The statement again asserted previous Soviet claims that “in 1972, exit visas were granted to 99.5 percent of all those who applied for permission to leave for Israel” and that limitations on exit visas applied only to “persons with certain types of military training or to those who, by the nature of their activity, are involved in the work touching upon the national interests of the Soviet Union.”

The statement also reiterated the customary Soviet charge that “the hostile, slanderous and provocative” campaign against the USSR was aimed “at distracting world public opinion from Israel’s continued aggression against Arab states, from the crimes perpetrated by them in the occupied territories and from the upsurge of racism and anti-Semitism in a number of capitalist countries.” Though the release was dated Feb. 22, it made no reference to Israel’s air and sea raid against terrorist bases in northern Lebanon on Feb. 20 or the downing of the Libyan airliner the next day.
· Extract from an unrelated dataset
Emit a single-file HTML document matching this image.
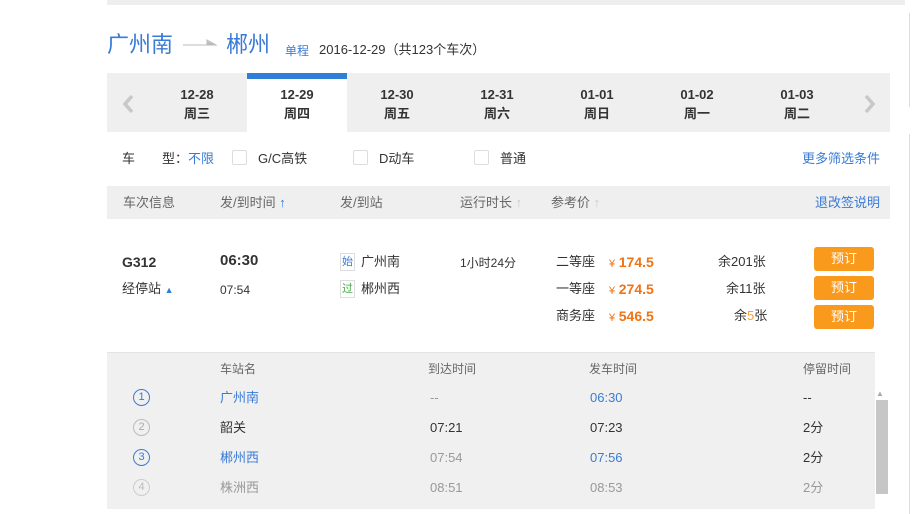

During 1972, “as in the previous years, the competent Soviet authorities gave careful consideration to all applications by persons of Jewish nationality who, for various reasons–dissociated family, religious attitude, impact of Zionist propaganda–express a wish to leave the Soviet Union for Israel and, as a rule, comply with such requests,” the statement declared. It added that since “all types of higher education in the USSR are provided free of charge,” reimbursement “is not unusual and is applied in many countries.”

The statement again cited exceptions to and reductions in the education tax requirement, based on old age, length of years of work in the Soviet Union and for persons going abroad because of marriage. It added “no compensation for education is levied in cases of Soviet citizens leaving for Socialist countries.”

The statement also commented on “certain persons of Jewish nationality imprisoned in the Soviet Union that are being cited by Zionist propagandists and those in their service.” Such persons, the statement said, had been condemned by Soviet courts for “criminal offenses” and “naturally, their nationality or their desire to leave for Israel are in no way connected with these judicial decisions.”